[START OF DATASET EXCERPT]

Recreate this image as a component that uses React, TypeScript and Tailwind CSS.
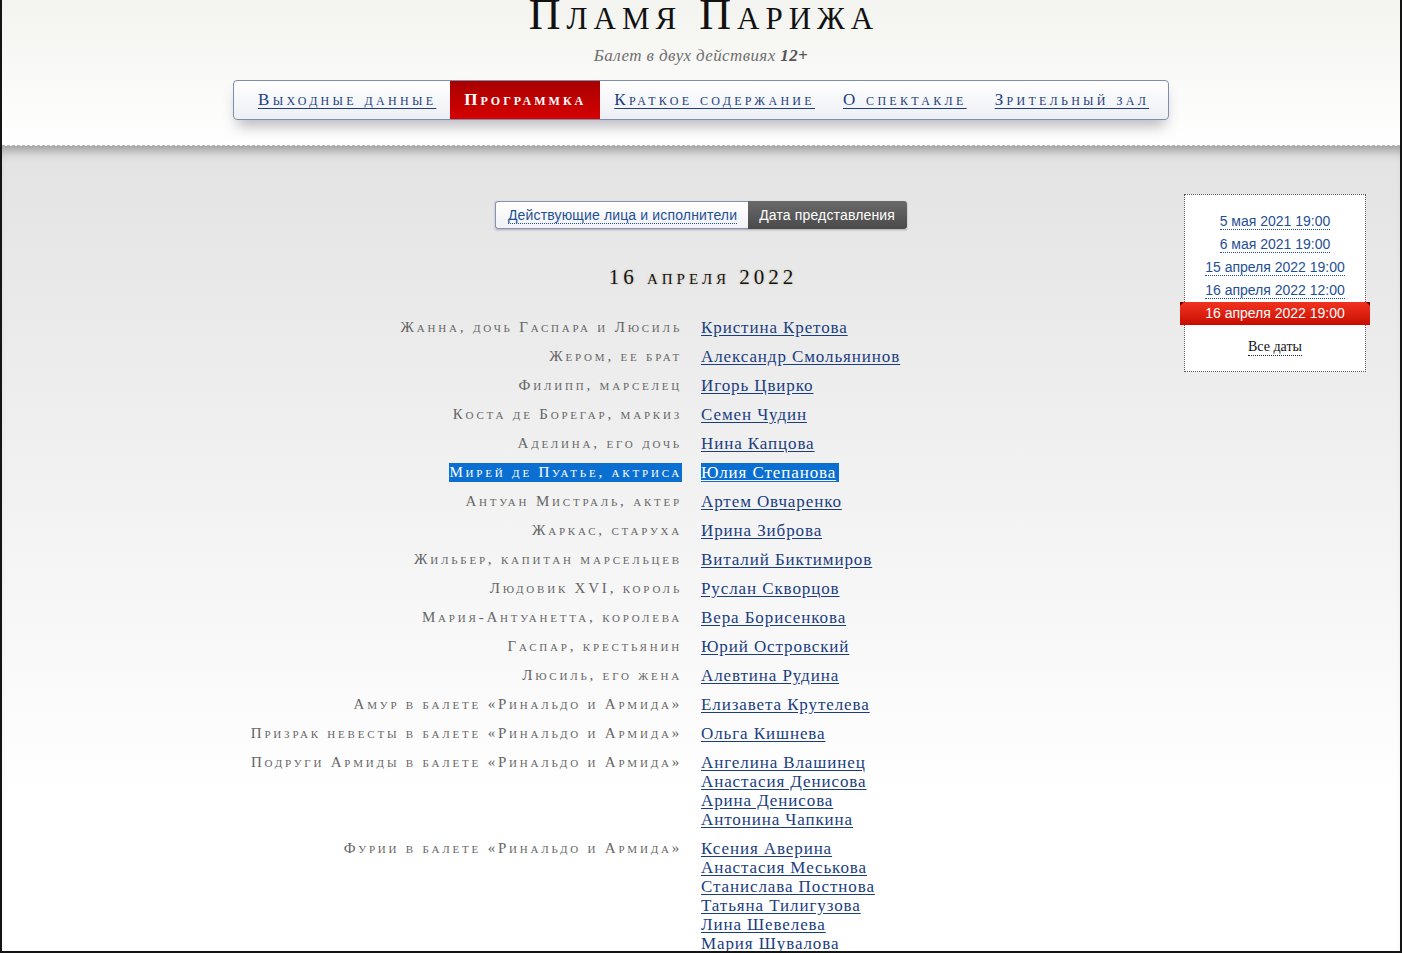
const SERIF = "font-['Liberation_Serif',serif]"
const SANS = "font-['Liberation_Sans',Arial,sans-serif]"

const NAV = [
  { label: 'Выходные данные' },
  { label: 'Программка', active: true },
  { label: 'Краткое содержание' },
  { label: 'О спектакле' },
  { label: 'Зрительный зал' },
]

const DATES = [
  { label: '5 мая 2021 19:00' },
  { label: '6 мая 2021 19:00' },
  { label: '15 апреля 2022 19:00' },
  { label: '16 апреля 2022 12:00' },
  { label: '16 апреля 2022 19:00', active: true },
]

const CAST: { role: string; names: string[]; selected?: boolean }[] = [
  { role: 'Жанна, дочь Гаспара и Люсиль', names: ['Кристина Кретова'] },
  { role: 'Жером, ее брат', names: ['Александр Смольянинов'] },
  { role: 'Филипп, марселец', names: ['Игорь Цвирко'] },
  { role: 'Коста де Борегар, маркиз', names: ['Семен Чудин'] },
  { role: 'Аделина, его дочь', names: ['Нина Капцова'] },
  { role: 'Мирей де Пуатье, актриса', names: ['Юлия Степанова'], selected: true },
  { role: 'Антуан Мистраль, актер', names: ['Артем Овчаренко'] },
  { role: 'Жаркас, старуха', names: ['Ирина Зиброва'] },
  { role: 'Жильбер, капитан марсельцев', names: ['Виталий Биктимиров'] },
  { role: 'Людовик XVI, король', names: ['Руслан Скворцов'] },
  { role: 'Мария-Антуанетта, королева', names: ['Вера Борисенкова'] },
  { role: 'Гаспар, крестьянин', names: ['Юрий Островский'] },
  { role: 'Люсиль, его жена', names: ['Алевтина Рудина'] },
  { role: 'Амур в балете «Ринальдо и Армида»', names: ['Елизавета Крутелева'] },
  { role: 'Призрак невесты в балете «Ринальдо и Армида»', names: ['Ольга Кишнева'] },
  {
    role: 'Подруги Армиды в балете «Ринальдо и Армида»',
    names: ['Ангелина Влашинец', 'Анастасия Денисова', 'Арина Денисова', 'Антонина Чапкина'],
  },
  {
    role: 'Фурии в балете «Ринальдо и Армида»',
    names: [
      'Ксения Аверина',
      'Анастасия Меськова',
      'Станислава Постнова',
      'Татьяна Тилигузова',
      'Лина Шевелева',
      'Мария Шувалова',
    ],
  },
]

export default function App() {
  return (
    <div className="h-[953px] overflow-hidden bg-[#141414] pl-[2px] pr-[2px] pb-[2px]">
      <div className="flex h-full flex-col overflow-hidden bg-white">
        {/* Header */}
        <header className="h-[146px] shrink-0 border-b border-dashed border-[#b8b8b8] bg-gradient-to-b from-[#f3f3ef] to-white">
          <h1
            className={`${SERIF} -mt-[7px] pl-[6px] text-center text-[44px] leading-none tracking-[6px] text-[#111] [font-variant:small-caps]`}
          >
            Пламя Парижа
          </h1>
          <p
            className={`${SERIF} mt-[9px] text-center text-[17px] italic leading-[20px] tracking-[0.4px] text-[#6f6f6f]`}
          >
            Балет в двух действиях <b className="font-bold text-[#555]">12+</b>
          </p>
          <nav className="mx-auto mt-[14px] flex h-[40px] w-[936px] items-stretch rounded-[4px] border border-[#7f8cab] bg-gradient-to-b from-white to-[#edeff4] px-[10px] shadow-[0_10px_14px_-4px_rgba(60,60,80,0.35)]">
            {NAV.map((item) =>
              item.active ? (
                <span
                  key={item.label}
                  className={`${SERIF} flex items-center whitespace-nowrap bg-gradient-to-b from-[#a80000] to-[#d60000] px-[14px] text-[17px] font-bold tracking-[3px] text-white [font-variant:small-caps]`}
                >
                  {item.label}
                </span>
              ) : (
                <a
                  key={item.label}
                  href="#"
                  className={`${SERIF} flex items-center whitespace-nowrap px-[14px] text-[17px] tracking-[3.3px] text-[#1d3f7c] underline underline-offset-[3px] [font-variant:small-caps]`}
                >
                  {item.label}
                </a>
              ),
            )}
          </nav>
        </header>

        {/* Body */}
        <main className="grid flex-1 grid-cols-[1fr_860px_1fr] bg-[linear-gradient(to_bottom,#e3e3e3,#ffffff_650px)] shadow-[inset_0_12px_12px_-8px_rgba(0,0,0,0.35)]">
          <div />

          <div className="flex flex-col items-center pt-[55px]">
            {/* Tabs */}
            <div className={`${SANS} flex h-[28px] text-[14px] tracking-[0.15px] shadow-[0_1px_2px_rgba(0,0,0,0.25)]`}>
              <a
                href="#"
                className="flex items-center rounded-l-[3px] border border-r-0 border-[#8593b3] bg-gradient-to-b from-white to-[#f1f2f6] pl-[12px] pr-[11px]"
              >
                <span className="border-b border-dotted border-[#1f4f95] leading-[16px] text-[#1f4f95]">
                  Действующие лица и исполнители
                </span>
              </a>
              <span className="flex items-center rounded-r-[3px] bg-gradient-to-b from-[#6a6a6a] to-[#4a4a4a] pl-[11px] pr-[12px] text-white">
                Дата представления
              </span>
            </div>

            {/* Date heading */}
            <h2
              className={`${SERIF} mt-[34px] pl-[4px] text-[21px] leading-[28px] tracking-[4px] text-[#111] [font-variant:small-caps] [text-shadow:0_0_3px_rgba(150,120,60,0.35)]`}
            >
              16 апреля 2022
            </h2>

            {/* Cast */}
            <div className="mt-[27px] w-full">
              {CAST.map((row) => (
                <div key={row.role} className="flex pb-[10px]">
                  <div className="flex w-[409px] shrink-0 justify-end">
                    <span
                      className={`${SERIF} -mr-[2px] whitespace-nowrap text-[15px] leading-[19px] tracking-[2.8px] [font-variant:small-caps] ${
                        row.selected ? 'bg-[#0b6fd1] text-white' : 'text-[#666]'
                      }`}
                    >
                      {row.role}
                    </span>
                  </div>
                  <div className="flex flex-col items-start pl-[21px]">
                    {row.names.map((name) => (
                      <a
                        key={name}
                        href="#"
                        className={`${SERIF} whitespace-nowrap text-[17px] leading-[19px] tracking-[0.9px] underline underline-offset-[2px] ${
                          row.selected ? 'bg-[#0b6fd1] pr-[3px] text-white' : 'text-[#1a3d80]'
                        }`}
                      >
                        {name}
                      </a>
                    ))}
                  </div>
                </div>
              ))}
            </div>
          </div>

          {/* Date list */}
          <div className="flex justify-end pr-[34px] pt-[48px]">
            <aside className="h-[178px] w-[182px] border border-dotted border-[#555] bg-white pt-[15px]">
              <ul className={`${SANS} text-[14px]`}>
                {DATES.map((d) =>
                  d.active ? (
                    <li
                      key={d.label}
                      className="relative -mx-[5px] flex h-[23px] items-center justify-center bg-gradient-to-b from-[#f2321f] to-[#c70a00] text-white"
                    >
                      <span className="absolute left-0 top-0 border-r-[4px] border-t-[4px] border-r-transparent border-t-[#6d0000]" />
                      <span className="absolute right-0 top-0 border-l-[4px] border-t-[4px] border-l-transparent border-t-[#6d0000]" />
                      {d.label}
                    </li>
                  ) : (
                    <li key={d.label} className="flex h-[23px] items-center justify-center">
                      <a href="#" className="border-b border-dotted border-[#1f4f95] leading-[16px] text-[#1f4f95]">
                        {d.label}
                      </a>
                    </li>
                  ),
                )}
              </ul>
              <div className="mt-[13px] flex justify-center">
                <a
                  href="#"
                  className={`${SERIF} border-b border-dotted border-[#222] text-[14px] leading-[17px] text-[#111]`}
                >
                  Все даты
                </a>
              </div>
            </aside>
          </div>
        </main>
      </div>
    </div>
  )
}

[END OF DATASET EXCERPT]

[WHAT IS EXPECTED]:
Repeat the material above in full and exactly, omitting the pictures.

[SOLUTION BELOW]:
Recreate this image as a component that uses React, TypeScript and Tailwind CSS.
const SERIF = "font-['Liberation_Serif',serif]"
const SANS = "font-['Liberation_Sans',Arial,sans-serif]"

const NAV = [
  { label: 'Выходные данные' },
  { label: 'Программка', active: true },
  { label: 'Краткое содержание' },
  { label: 'О спектакле' },
  { label: 'Зрительный зал' },
]

const DATES = [
  { label: '5 мая 2021 19:00' },
  { label: '6 мая 2021 19:00' },
  { label: '15 апреля 2022 19:00' },
  { label: '16 апреля 2022 12:00' },
  { label: '16 апреля 2022 19:00', active: true },
]

const CAST: { role: string; names: string[]; selected?: boolean }[] = [
  { role: 'Жанна, дочь Гаспара и Люсиль', names: ['Кристина Кретова'] },
  { role: 'Жером, ее брат', names: ['Александр Смольянинов'] },
  { role: 'Филипп, марселец', names: ['Игорь Цвирко'] },
  { role: 'Коста де Борегар, маркиз', names: ['Семен Чудин'] },
  { role: 'Аделина, его дочь', names: ['Нина Капцова'] },
  { role: 'Мирей де Пуатье, актриса', names: ['Юлия Степанова'], selected: true },
  { role: 'Антуан Мистраль, актер', names: ['Артем Овчаренко'] },
  { role: 'Жаркас, старуха', names: ['Ирина Зиброва'] },
  { role: 'Жильбер, капитан марсельцев', names: ['Виталий Биктимиров'] },
  { role: 'Людовик XVI, король', names: ['Руслан Скворцов'] },
  { role: 'Мария-Антуанетта, королева', names: ['Вера Борисенкова'] },
  { role: 'Гаспар, крестьянин', names: ['Юрий Островский'] },
  { role: 'Люсиль, его жена', names: ['Алевтина Рудина'] },
  { role: 'Амур в балете «Ринальдо и Армида»', names: ['Елизавета Крутелева'] },
  { role: 'Призрак невесты в балете «Ринальдо и Армида»', names: ['Ольга Кишнева'] },
  {
    role: 'Подруги Армиды в балете «Ринальдо и Армида»',
    names: ['Ангелина Влашинец', 'Анастасия Денисова', 'Арина Денисова', 'Антонина Чапкина'],
  },
  {
    role: 'Фурии в балете «Ринальдо и Армида»',
    names: [
      'Ксения Аверина',
      'Анастасия Меськова',
      'Станислава Постнова',
      'Татьяна Тилигузова',
      'Лина Шевелева',
      'Мария Шувалова',
    ],
  },
]

export default function App() {
  return (
    <div className="h-[953px] overflow-hidden bg-[#141414] pl-[2px] pr-[2px] pb-[2px]">
      <div className="flex h-full flex-col overflow-hidden bg-white">
        {/* Header */}
        <header className="h-[146px] shrink-0 border-b border-dashed border-[#b8b8b8] bg-gradient-to-b from-[#f3f3ef] to-white">
          <h1
            className={`${SERIF} -mt-[7px] pl-[6px] text-center text-[44px] leading-none tracking-[6px] text-[#111] [font-variant:small-caps]`}
          >
            Пламя Парижа
          </h1>
          <p
            className={`${SERIF} mt-[9px] text-center text-[17px] italic leading-[20px] tracking-[0.4px] text-[#6f6f6f]`}
          >
            Балет в двух действиях <b className="font-bold text-[#555]">12+</b>
          </p>
          <nav className="mx-auto mt-[14px] flex h-[40px] w-[936px] items-stretch rounded-[4px] border border-[#7f8cab] bg-gradient-to-b from-white to-[#edeff4] px-[10px] shadow-[0_10px_14px_-4px_rgba(60,60,80,0.35)]">
            {NAV.map((item) =>
              item.active ? (
                <span
                  key={item.label}
                  className={`${SERIF} flex items-center whitespace-nowrap bg-gradient-to-b from-[#a80000] to-[#d60000] px-[14px] text-[17px] font-bold tracking-[3px] text-white [font-variant:small-caps]`}
                >
                  {item.label}
                </span>
              ) : (
                <a
                  key={item.label}
                  href="#"
                  className={`${SERIF} flex items-center whitespace-nowrap px-[14px] text-[17px] tracking-[3.3px] text-[#1d3f7c] underline underline-offset-[3px] [font-variant:small-caps]`}
                >
                  {item.label}
                </a>
              ),
            )}
          </nav>
        </header>

        {/* Body */}
        <main className="grid flex-1 grid-cols-[1fr_860px_1fr] bg-[linear-gradient(to_bottom,#e3e3e3,#ffffff_650px)] shadow-[inset_0_12px_12px_-8px_rgba(0,0,0,0.35)]">
          <div />

          <div className="flex flex-col items-center pt-[55px]">
            {/* Tabs */}
            <div className={`${SANS} flex h-[28px] text-[14px] tracking-[0.15px] shadow-[0_1px_2px_rgba(0,0,0,0.25)]`}>
              <a
                href="#"
                className="flex items-center rounded-l-[3px] border border-r-0 border-[#8593b3] bg-gradient-to-b from-white to-[#f1f2f6] pl-[12px] pr-[11px]"
              >
                <span className="border-b border-dotted border-[#1f4f95] leading-[16px] text-[#1f4f95]">
                  Действующие лица и исполнители
                </span>
              </a>
              <span className="flex items-center rounded-r-[3px] bg-gradient-to-b from-[#6a6a6a] to-[#4a4a4a] pl-[11px] pr-[12px] text-white">
                Дата представления
              </span>
            </div>

            {/* Date heading */}
            <h2
              className={`${SERIF} mt-[34px] pl-[4px] text-[21px] leading-[28px] tracking-[4px] text-[#111] [font-variant:small-caps] [text-shadow:0_0_3px_rgba(150,120,60,0.35)]`}
            >
              16 апреля 2022
            </h2>

            {/* Cast */}
            <div className="mt-[27px] w-full">
              {CAST.map((row) => (
                <div key={row.role} className="flex pb-[10px]">
                  <div className="flex w-[409px] shrink-0 justify-end">
                    <span
                      className={`${SERIF} -mr-[2px] whitespace-nowrap text-[15px] leading-[19px] tracking-[2.8px] [font-variant:small-caps] ${
                        row.selected ? 'bg-[#0b6fd1] text-white' : 'text-[#666]'
                      }`}
                    >
                      {row.role}
                    </span>
                  </div>
                  <div className="flex flex-col items-start pl-[21px]">
                    {row.names.map((name) => (
                      <a
                        key={name}
                        href="#"
                        className={`${SERIF} whitespace-nowrap text-[17px] leading-[19px] tracking-[0.9px] underline underline-offset-[2px] ${
                          row.selected ? 'bg-[#0b6fd1] pr-[3px] text-white' : 'text-[#1a3d80]'
                        }`}
                      >
                        {name}
                      </a>
                    ))}
                  </div>
                </div>
              ))}
            </div>
          </div>

          {/* Date list */}
          <div className="flex justify-end pr-[34px] pt-[48px]">
            <aside className="h-[178px] w-[182px] border border-dotted border-[#555] bg-white pt-[15px]">
              <ul className={`${SANS} text-[14px]`}>
                {DATES.map((d) =>
                  d.active ? (
                    <li
                      key={d.label}
                      className="relative -mx-[5px] flex h-[23px] items-center justify-center bg-gradient-to-b from-[#f2321f] to-[#c70a00] text-white"
                    >
                      <span className="absolute left-0 top-0 border-r-[4px] border-t-[4px] border-r-transparent border-t-[#6d0000]" />
                      <span className="absolute right-0 top-0 border-l-[4px] border-t-[4px] border-l-transparent border-t-[#6d0000]" />
                      {d.label}
                    </li>
                  ) : (
                    <li key={d.label} className="flex h-[23px] items-center justify-center">
                      <a href="#" className="border-b border-dotted border-[#1f4f95] leading-[16px] text-[#1f4f95]">
                        {d.label}
                      </a>
                    </li>
                  ),
                )}
              </ul>
              <div className="mt-[13px] flex justify-center">
                <a
                  href="#"
                  className={`${SERIF} border-b border-dotted border-[#222] text-[14px] leading-[17px] text-[#111]`}
                >
                  Все даты
                </a>
              </div>
            </aside>
          </div>
        </main>
      </div>
    </div>
  )
}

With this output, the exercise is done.